WHAT IS BEING ASKED ▸ Write out the entire listing below exactly as it appears, minus any pictures.

** Start of DATA SHOWN **

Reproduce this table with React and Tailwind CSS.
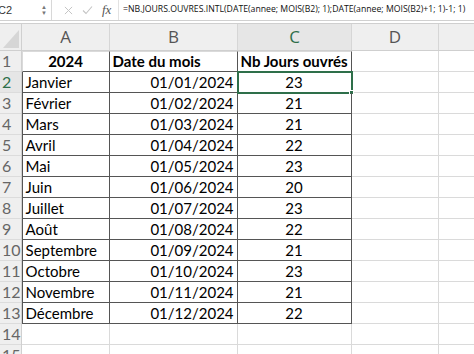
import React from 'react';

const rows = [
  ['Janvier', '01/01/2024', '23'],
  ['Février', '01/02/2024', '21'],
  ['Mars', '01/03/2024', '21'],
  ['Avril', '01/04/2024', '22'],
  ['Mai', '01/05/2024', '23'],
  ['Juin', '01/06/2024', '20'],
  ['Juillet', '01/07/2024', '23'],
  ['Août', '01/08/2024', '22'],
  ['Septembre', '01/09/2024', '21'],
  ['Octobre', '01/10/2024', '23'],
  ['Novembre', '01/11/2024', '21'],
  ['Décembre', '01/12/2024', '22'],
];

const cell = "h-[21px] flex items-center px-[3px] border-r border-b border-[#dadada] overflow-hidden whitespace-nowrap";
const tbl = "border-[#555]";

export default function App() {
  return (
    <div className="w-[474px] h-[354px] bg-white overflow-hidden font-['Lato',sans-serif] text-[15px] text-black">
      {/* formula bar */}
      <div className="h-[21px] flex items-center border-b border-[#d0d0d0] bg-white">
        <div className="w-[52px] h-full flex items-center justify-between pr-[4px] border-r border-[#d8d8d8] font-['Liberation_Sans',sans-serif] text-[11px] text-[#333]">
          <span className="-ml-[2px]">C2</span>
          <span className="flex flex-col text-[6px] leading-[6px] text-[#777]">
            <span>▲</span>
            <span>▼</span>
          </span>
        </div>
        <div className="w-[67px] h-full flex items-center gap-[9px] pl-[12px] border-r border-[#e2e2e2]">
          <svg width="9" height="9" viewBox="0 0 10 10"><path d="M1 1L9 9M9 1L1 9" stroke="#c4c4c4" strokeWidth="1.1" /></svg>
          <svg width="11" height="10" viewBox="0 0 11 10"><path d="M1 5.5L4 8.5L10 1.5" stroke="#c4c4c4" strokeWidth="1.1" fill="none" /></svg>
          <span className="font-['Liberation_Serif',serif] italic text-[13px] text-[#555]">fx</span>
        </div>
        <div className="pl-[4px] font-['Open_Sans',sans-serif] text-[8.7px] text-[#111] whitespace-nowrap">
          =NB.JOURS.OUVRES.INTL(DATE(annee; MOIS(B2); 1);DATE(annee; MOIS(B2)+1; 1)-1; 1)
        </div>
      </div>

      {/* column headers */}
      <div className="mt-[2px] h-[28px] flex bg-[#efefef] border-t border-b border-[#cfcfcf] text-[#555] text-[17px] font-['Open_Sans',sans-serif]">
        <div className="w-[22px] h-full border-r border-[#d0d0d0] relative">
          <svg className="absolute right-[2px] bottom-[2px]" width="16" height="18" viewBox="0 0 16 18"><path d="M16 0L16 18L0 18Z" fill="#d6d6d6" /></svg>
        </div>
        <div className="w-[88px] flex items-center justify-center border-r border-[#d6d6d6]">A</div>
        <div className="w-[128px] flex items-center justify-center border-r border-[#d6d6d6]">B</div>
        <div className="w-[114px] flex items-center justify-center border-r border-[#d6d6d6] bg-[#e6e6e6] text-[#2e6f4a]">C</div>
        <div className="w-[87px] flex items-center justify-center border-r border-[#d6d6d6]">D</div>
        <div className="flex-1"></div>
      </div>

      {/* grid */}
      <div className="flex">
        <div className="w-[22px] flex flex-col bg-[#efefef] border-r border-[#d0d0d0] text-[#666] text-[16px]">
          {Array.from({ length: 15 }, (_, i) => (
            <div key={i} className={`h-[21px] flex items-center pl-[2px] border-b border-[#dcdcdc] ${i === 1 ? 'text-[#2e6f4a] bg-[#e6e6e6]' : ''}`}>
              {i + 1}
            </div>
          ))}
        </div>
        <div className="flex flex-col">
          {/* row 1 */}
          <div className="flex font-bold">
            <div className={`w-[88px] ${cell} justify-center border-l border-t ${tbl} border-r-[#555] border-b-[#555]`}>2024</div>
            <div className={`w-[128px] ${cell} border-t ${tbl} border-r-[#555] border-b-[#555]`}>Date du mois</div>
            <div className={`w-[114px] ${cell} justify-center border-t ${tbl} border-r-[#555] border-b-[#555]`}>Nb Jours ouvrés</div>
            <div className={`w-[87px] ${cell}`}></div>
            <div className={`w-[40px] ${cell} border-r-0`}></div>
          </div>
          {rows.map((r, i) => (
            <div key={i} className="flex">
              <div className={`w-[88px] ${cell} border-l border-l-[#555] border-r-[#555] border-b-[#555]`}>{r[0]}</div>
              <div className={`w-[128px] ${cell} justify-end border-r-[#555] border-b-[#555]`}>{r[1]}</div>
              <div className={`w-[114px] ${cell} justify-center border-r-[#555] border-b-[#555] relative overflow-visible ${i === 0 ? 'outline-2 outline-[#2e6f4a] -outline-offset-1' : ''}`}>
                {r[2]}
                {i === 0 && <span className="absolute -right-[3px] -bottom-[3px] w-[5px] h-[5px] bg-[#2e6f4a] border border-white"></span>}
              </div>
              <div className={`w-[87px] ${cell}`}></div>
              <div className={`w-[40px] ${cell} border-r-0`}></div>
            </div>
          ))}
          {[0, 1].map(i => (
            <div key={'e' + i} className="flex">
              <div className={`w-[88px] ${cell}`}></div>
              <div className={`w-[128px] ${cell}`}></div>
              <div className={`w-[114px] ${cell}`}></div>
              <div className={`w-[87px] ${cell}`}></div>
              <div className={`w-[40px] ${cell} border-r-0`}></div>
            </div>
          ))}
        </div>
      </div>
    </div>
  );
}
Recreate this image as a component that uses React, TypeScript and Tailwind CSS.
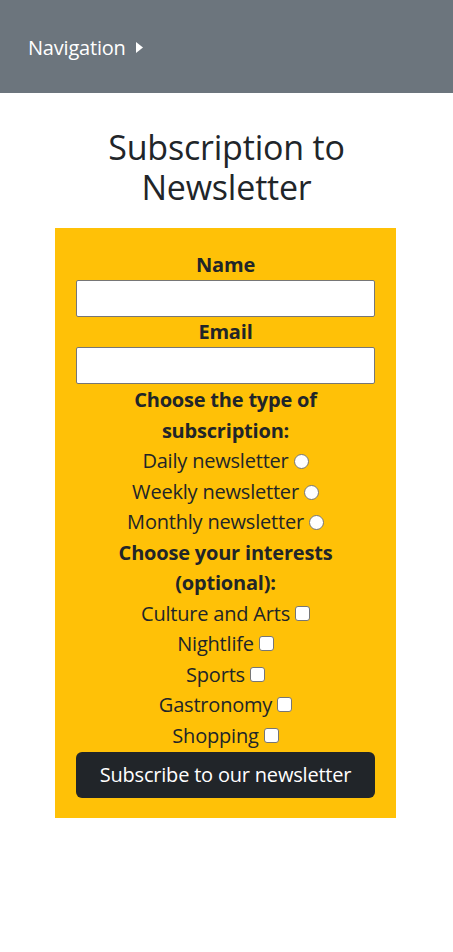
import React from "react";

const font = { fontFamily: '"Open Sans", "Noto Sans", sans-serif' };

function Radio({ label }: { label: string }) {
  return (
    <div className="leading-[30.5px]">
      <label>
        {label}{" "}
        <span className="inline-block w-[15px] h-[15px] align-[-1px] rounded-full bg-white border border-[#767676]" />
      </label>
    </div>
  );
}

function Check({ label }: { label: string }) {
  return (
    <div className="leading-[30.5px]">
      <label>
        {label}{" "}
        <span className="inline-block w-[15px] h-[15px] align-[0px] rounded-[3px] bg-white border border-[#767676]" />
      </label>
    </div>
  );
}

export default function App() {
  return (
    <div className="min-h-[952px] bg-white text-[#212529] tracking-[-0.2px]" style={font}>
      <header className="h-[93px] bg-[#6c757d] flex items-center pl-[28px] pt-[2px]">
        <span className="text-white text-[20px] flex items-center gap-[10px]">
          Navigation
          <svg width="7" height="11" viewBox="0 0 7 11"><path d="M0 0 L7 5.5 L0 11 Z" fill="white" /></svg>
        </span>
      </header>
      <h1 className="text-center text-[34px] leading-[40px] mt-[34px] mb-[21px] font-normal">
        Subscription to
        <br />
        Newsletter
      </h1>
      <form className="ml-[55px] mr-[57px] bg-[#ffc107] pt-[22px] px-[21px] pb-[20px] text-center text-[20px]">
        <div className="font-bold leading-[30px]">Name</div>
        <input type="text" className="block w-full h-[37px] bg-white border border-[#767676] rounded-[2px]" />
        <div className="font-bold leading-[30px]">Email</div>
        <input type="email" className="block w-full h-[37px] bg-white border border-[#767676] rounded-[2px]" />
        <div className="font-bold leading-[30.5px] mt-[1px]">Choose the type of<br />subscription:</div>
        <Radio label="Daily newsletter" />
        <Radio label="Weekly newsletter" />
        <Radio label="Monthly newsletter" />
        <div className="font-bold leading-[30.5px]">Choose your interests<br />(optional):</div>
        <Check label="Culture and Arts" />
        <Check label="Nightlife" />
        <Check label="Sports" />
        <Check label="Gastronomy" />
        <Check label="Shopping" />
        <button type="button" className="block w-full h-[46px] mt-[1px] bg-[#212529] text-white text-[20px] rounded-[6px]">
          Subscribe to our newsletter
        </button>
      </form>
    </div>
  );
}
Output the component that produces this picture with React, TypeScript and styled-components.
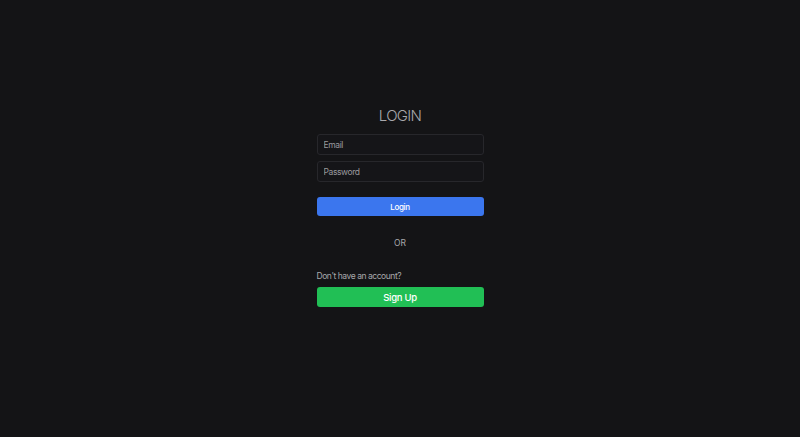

** End of DATA SHOWN **

COMPLETE RESPONSE ▸
Reproduce this table with React and Tailwind CSS.
import React from 'react';

const rows = [
  ['Janvier', '01/01/2024', '23'],
  ['Février', '01/02/2024', '21'],
  ['Mars', '01/03/2024', '21'],
  ['Avril', '01/04/2024', '22'],
  ['Mai', '01/05/2024', '23'],
  ['Juin', '01/06/2024', '20'],
  ['Juillet', '01/07/2024', '23'],
  ['Août', '01/08/2024', '22'],
  ['Septembre', '01/09/2024', '21'],
  ['Octobre', '01/10/2024', '23'],
  ['Novembre', '01/11/2024', '21'],
  ['Décembre', '01/12/2024', '22'],
];

const cell = "h-[21px] flex items-center px-[3px] border-r border-b border-[#dadada] overflow-hidden whitespace-nowrap";
const tbl = "border-[#555]";

export default function App() {
  return (
    <div className="w-[474px] h-[354px] bg-white overflow-hidden font-['Lato',sans-serif] text-[15px] text-black">
      {/* formula bar */}
      <div className="h-[21px] flex items-center border-b border-[#d0d0d0] bg-white">
        <div className="w-[52px] h-full flex items-center justify-between pr-[4px] border-r border-[#d8d8d8] font-['Liberation_Sans',sans-serif] text-[11px] text-[#333]">
          <span className="-ml-[2px]">C2</span>
          <span className="flex flex-col text-[6px] leading-[6px] text-[#777]">
            <span>▲</span>
            <span>▼</span>
          </span>
        </div>
        <div className="w-[67px] h-full flex items-center gap-[9px] pl-[12px] border-r border-[#e2e2e2]">
          <svg width="9" height="9" viewBox="0 0 10 10"><path d="M1 1L9 9M9 1L1 9" stroke="#c4c4c4" strokeWidth="1.1" /></svg>
          <svg width="11" height="10" viewBox="0 0 11 10"><path d="M1 5.5L4 8.5L10 1.5" stroke="#c4c4c4" strokeWidth="1.1" fill="none" /></svg>
          <span className="font-['Liberation_Serif',serif] italic text-[13px] text-[#555]">fx</span>
        </div>
        <div className="pl-[4px] font-['Open_Sans',sans-serif] text-[8.7px] text-[#111] whitespace-nowrap">
          =NB.JOURS.OUVRES.INTL(DATE(annee; MOIS(B2); 1);DATE(annee; MOIS(B2)+1; 1)-1; 1)
        </div>
      </div>

      {/* column headers */}
      <div className="mt-[2px] h-[28px] flex bg-[#efefef] border-t border-b border-[#cfcfcf] text-[#555] text-[17px] font-['Open_Sans',sans-serif]">
        <div className="w-[22px] h-full border-r border-[#d0d0d0] relative">
          <svg className="absolute right-[2px] bottom-[2px]" width="16" height="18" viewBox="0 0 16 18"><path d="M16 0L16 18L0 18Z" fill="#d6d6d6" /></svg>
        </div>
        <div className="w-[88px] flex items-center justify-center border-r border-[#d6d6d6]">A</div>
        <div className="w-[128px] flex items-center justify-center border-r border-[#d6d6d6]">B</div>
        <div className="w-[114px] flex items-center justify-center border-r border-[#d6d6d6] bg-[#e6e6e6] text-[#2e6f4a]">C</div>
        <div className="w-[87px] flex items-center justify-center border-r border-[#d6d6d6]">D</div>
        <div className="flex-1"></div>
      </div>

      {/* grid */}
      <div className="flex">
        <div className="w-[22px] flex flex-col bg-[#efefef] border-r border-[#d0d0d0] text-[#666] text-[16px]">
          {Array.from({ length: 15 }, (_, i) => (
            <div key={i} className={`h-[21px] flex items-center pl-[2px] border-b border-[#dcdcdc] ${i === 1 ? 'text-[#2e6f4a] bg-[#e6e6e6]' : ''}`}>
              {i + 1}
            </div>
          ))}
        </div>
        <div className="flex flex-col">
          {/* row 1 */}
          <div className="flex font-bold">
            <div className={`w-[88px] ${cell} justify-center border-l border-t ${tbl} border-r-[#555] border-b-[#555]`}>2024</div>
            <div className={`w-[128px] ${cell} border-t ${tbl} border-r-[#555] border-b-[#555]`}>Date du mois</div>
            <div className={`w-[114px] ${cell} justify-center border-t ${tbl} border-r-[#555] border-b-[#555]`}>Nb Jours ouvrés</div>
            <div className={`w-[87px] ${cell}`}></div>
            <div className={`w-[40px] ${cell} border-r-0`}></div>
          </div>
          {rows.map((r, i) => (
            <div key={i} className="flex">
              <div className={`w-[88px] ${cell} border-l border-l-[#555] border-r-[#555] border-b-[#555]`}>{r[0]}</div>
              <div className={`w-[128px] ${cell} justify-end border-r-[#555] border-b-[#555]`}>{r[1]}</div>
              <div className={`w-[114px] ${cell} justify-center border-r-[#555] border-b-[#555] relative overflow-visible ${i === 0 ? 'outline-2 outline-[#2e6f4a] -outline-offset-1' : ''}`}>
                {r[2]}
                {i === 0 && <span className="absolute -right-[3px] -bottom-[3px] w-[5px] h-[5px] bg-[#2e6f4a] border border-white"></span>}
              </div>
              <div className={`w-[87px] ${cell}`}></div>
              <div className={`w-[40px] ${cell} border-r-0`}></div>
            </div>
          ))}
          {[0, 1].map(i => (
            <div key={'e' + i} className="flex">
              <div className={`w-[88px] ${cell}`}></div>
              <div className={`w-[128px] ${cell}`}></div>
              <div className={`w-[114px] ${cell}`}></div>
              <div className={`w-[87px] ${cell}`}></div>
              <div className={`w-[40px] ${cell} border-r-0`}></div>
            </div>
          ))}
        </div>
      </div>
    </div>
  );
}
Recreate this image as a component that uses React, TypeScript and Tailwind CSS.
import React from "react";

const font = { fontFamily: '"Open Sans", "Noto Sans", sans-serif' };

function Radio({ label }: { label: string }) {
  return (
    <div className="leading-[30.5px]">
      <label>
        {label}{" "}
        <span className="inline-block w-[15px] h-[15px] align-[-1px] rounded-full bg-white border border-[#767676]" />
      </label>
    </div>
  );
}

function Check({ label }: { label: string }) {
  return (
    <div className="leading-[30.5px]">
      <label>
        {label}{" "}
        <span className="inline-block w-[15px] h-[15px] align-[0px] rounded-[3px] bg-white border border-[#767676]" />
      </label>
    </div>
  );
}

export default function App() {
  return (
    <div className="min-h-[952px] bg-white text-[#212529] tracking-[-0.2px]" style={font}>
      <header className="h-[93px] bg-[#6c757d] flex items-center pl-[28px] pt-[2px]">
        <span className="text-white text-[20px] flex items-center gap-[10px]">
          Navigation
          <svg width="7" height="11" viewBox="0 0 7 11"><path d="M0 0 L7 5.5 L0 11 Z" fill="white" /></svg>
        </span>
      </header>
      <h1 className="text-center text-[34px] leading-[40px] mt-[34px] mb-[21px] font-normal">
        Subscription to
        <br />
        Newsletter
      </h1>
      <form className="ml-[55px] mr-[57px] bg-[#ffc107] pt-[22px] px-[21px] pb-[20px] text-center text-[20px]">
        <div className="font-bold leading-[30px]">Name</div>
        <input type="text" className="block w-full h-[37px] bg-white border border-[#767676] rounded-[2px]" />
        <div className="font-bold leading-[30px]">Email</div>
        <input type="email" className="block w-full h-[37px] bg-white border border-[#767676] rounded-[2px]" />
        <div className="font-bold leading-[30.5px] mt-[1px]">Choose the type of<br />subscription:</div>
        <Radio label="Daily newsletter" />
        <Radio label="Weekly newsletter" />
        <Radio label="Monthly newsletter" />
        <div className="font-bold leading-[30.5px]">Choose your interests<br />(optional):</div>
        <Check label="Culture and Arts" />
        <Check label="Nightlife" />
        <Check label="Sports" />
        <Check label="Gastronomy" />
        <Check label="Shopping" />
        <button type="button" className="block w-full h-[46px] mt-[1px] bg-[#212529] text-white text-[20px] rounded-[6px]">
          Subscribe to our newsletter
        </button>
      </form>
    </div>
  );
}
Output the component that produces this picture with React, TypeScript and styled-components.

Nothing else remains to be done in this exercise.